* _Requirement_
Output every line below exactly.

══════

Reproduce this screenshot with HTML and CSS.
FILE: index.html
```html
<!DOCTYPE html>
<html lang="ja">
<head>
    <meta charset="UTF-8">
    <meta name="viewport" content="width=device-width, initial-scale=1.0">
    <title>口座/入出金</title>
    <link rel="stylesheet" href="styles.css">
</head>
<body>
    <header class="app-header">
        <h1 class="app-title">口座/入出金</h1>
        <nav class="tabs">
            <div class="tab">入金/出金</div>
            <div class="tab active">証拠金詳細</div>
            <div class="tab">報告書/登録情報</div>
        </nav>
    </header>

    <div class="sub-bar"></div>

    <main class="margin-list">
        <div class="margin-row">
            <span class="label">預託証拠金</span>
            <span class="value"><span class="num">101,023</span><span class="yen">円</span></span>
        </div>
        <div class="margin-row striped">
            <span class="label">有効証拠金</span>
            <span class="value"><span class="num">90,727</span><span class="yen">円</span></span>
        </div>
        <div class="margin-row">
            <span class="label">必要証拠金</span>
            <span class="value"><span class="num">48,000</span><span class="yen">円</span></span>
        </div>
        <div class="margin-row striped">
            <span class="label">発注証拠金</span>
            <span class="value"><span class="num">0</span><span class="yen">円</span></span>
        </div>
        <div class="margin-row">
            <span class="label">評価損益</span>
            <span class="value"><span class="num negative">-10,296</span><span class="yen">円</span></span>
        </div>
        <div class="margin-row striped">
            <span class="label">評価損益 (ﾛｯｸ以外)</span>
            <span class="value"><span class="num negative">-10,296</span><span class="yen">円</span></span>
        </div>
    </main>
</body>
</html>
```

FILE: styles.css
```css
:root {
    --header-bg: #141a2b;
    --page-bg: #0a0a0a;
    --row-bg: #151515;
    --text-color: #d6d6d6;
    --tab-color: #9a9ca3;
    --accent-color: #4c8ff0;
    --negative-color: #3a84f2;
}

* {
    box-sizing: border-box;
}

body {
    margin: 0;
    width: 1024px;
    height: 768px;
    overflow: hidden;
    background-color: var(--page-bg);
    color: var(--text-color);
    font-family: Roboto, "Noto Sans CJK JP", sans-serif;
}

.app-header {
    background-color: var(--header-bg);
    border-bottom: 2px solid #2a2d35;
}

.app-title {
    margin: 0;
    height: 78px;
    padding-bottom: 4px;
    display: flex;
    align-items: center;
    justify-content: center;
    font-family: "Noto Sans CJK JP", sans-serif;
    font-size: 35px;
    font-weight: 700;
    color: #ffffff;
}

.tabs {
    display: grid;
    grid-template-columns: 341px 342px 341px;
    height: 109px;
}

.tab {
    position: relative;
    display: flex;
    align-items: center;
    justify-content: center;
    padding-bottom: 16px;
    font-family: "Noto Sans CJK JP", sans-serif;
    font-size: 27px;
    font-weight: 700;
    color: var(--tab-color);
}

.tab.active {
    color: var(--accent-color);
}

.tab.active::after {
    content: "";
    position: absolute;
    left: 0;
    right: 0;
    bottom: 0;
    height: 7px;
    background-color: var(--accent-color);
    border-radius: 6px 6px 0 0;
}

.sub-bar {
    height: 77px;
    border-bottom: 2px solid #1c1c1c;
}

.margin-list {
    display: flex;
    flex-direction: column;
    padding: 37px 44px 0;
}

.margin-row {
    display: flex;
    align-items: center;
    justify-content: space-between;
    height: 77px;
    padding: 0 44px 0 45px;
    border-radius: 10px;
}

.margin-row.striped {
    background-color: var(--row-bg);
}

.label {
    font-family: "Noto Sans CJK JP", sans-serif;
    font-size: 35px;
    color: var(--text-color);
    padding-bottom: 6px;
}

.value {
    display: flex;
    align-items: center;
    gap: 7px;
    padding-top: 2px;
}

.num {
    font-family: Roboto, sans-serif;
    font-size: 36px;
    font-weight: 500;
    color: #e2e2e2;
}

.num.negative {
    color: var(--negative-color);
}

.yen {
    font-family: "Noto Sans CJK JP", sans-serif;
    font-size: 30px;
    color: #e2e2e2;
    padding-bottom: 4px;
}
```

══════

* _Finished exercise_
Reproduce this screenshot with HTML and CSS.
FILE: index.html
```html
<!DOCTYPE html>
<html lang="ja">
<head>
    <meta charset="UTF-8">
    <meta name="viewport" content="width=device-width, initial-scale=1.0">
    <title>口座/入出金</title>
    <link rel="stylesheet" href="styles.css">
</head>
<body>
    <header class="app-header">
        <h1 class="app-title">口座/入出金</h1>
        <nav class="tabs">
            <div class="tab">入金/出金</div>
            <div class="tab active">証拠金詳細</div>
            <div class="tab">報告書/登録情報</div>
        </nav>
    </header>

    <div class="sub-bar"></div>

    <main class="margin-list">
        <div class="margin-row">
            <span class="label">預託証拠金</span>
            <span class="value"><span class="num">101,023</span><span class="yen">円</span></span>
        </div>
        <div class="margin-row striped">
            <span class="label">有効証拠金</span>
            <span class="value"><span class="num">90,727</span><span class="yen">円</span></span>
        </div>
        <div class="margin-row">
            <span class="label">必要証拠金</span>
            <span class="value"><span class="num">48,000</span><span class="yen">円</span></span>
        </div>
        <div class="margin-row striped">
            <span class="label">発注証拠金</span>
            <span class="value"><span class="num">0</span><span class="yen">円</span></span>
        </div>
        <div class="margin-row">
            <span class="label">評価損益</span>
            <span class="value"><span class="num negative">-10,296</span><span class="yen">円</span></span>
        </div>
        <div class="margin-row striped">
            <span class="label">評価損益 (ﾛｯｸ以外)</span>
            <span class="value"><span class="num negative">-10,296</span><span class="yen">円</span></span>
        </div>
    </main>
</body>
</html>
```

FILE: styles.css
```css
:root {
    --header-bg: #141a2b;
    --page-bg: #0a0a0a;
    --row-bg: #151515;
    --text-color: #d6d6d6;
    --tab-color: #9a9ca3;
    --accent-color: #4c8ff0;
    --negative-color: #3a84f2;
}

* {
    box-sizing: border-box;
}

body {
    margin: 0;
    width: 1024px;
    height: 768px;
    overflow: hidden;
    background-color: var(--page-bg);
    color: var(--text-color);
    font-family: Roboto, "Noto Sans CJK JP", sans-serif;
}

.app-header {
    background-color: var(--header-bg);
    border-bottom: 2px solid #2a2d35;
}

.app-title {
    margin: 0;
    height: 78px;
    padding-bottom: 4px;
    display: flex;
    align-items: center;
    justify-content: center;
    font-family: "Noto Sans CJK JP", sans-serif;
    font-size: 35px;
    font-weight: 700;
    color: #ffffff;
}

.tabs {
    display: grid;
    grid-template-columns: 341px 342px 341px;
    height: 109px;
}

.tab {
    position: relative;
    display: flex;
    align-items: center;
    justify-content: center;
    padding-bottom: 16px;
    font-family: "Noto Sans CJK JP", sans-serif;
    font-size: 27px;
    font-weight: 700;
    color: var(--tab-color);
}

.tab.active {
    color: var(--accent-color);
}

.tab.active::after {
    content: "";
    position: absolute;
    left: 0;
    right: 0;
    bottom: 0;
    height: 7px;
    background-color: var(--accent-color);
    border-radius: 6px 6px 0 0;
}

.sub-bar {
    height: 77px;
    border-bottom: 2px solid #1c1c1c;
}

.margin-list {
    display: flex;
    flex-direction: column;
    padding: 37px 44px 0;
}

.margin-row {
    display: flex;
    align-items: center;
    justify-content: space-between;
    height: 77px;
    padding: 0 44px 0 45px;
    border-radius: 10px;
}

.margin-row.striped {
    background-color: var(--row-bg);
}

.label {
    font-family: "Noto Sans CJK JP", sans-serif;
    font-size: 35px;
    color: var(--text-color);
    padding-bottom: 6px;
}

.value {
    display: flex;
    align-items: center;
    gap: 7px;
    padding-top: 2px;
}

.num {
    font-family: Roboto, sans-serif;
    font-size: 36px;
    font-weight: 500;
    color: #e2e2e2;
}

.num.negative {
    color: var(--negative-color);
}

.yen {
    font-family: "Noto Sans CJK JP", sans-serif;
    font-size: 30px;
    color: #e2e2e2;
    padding-bottom: 4px;
}
```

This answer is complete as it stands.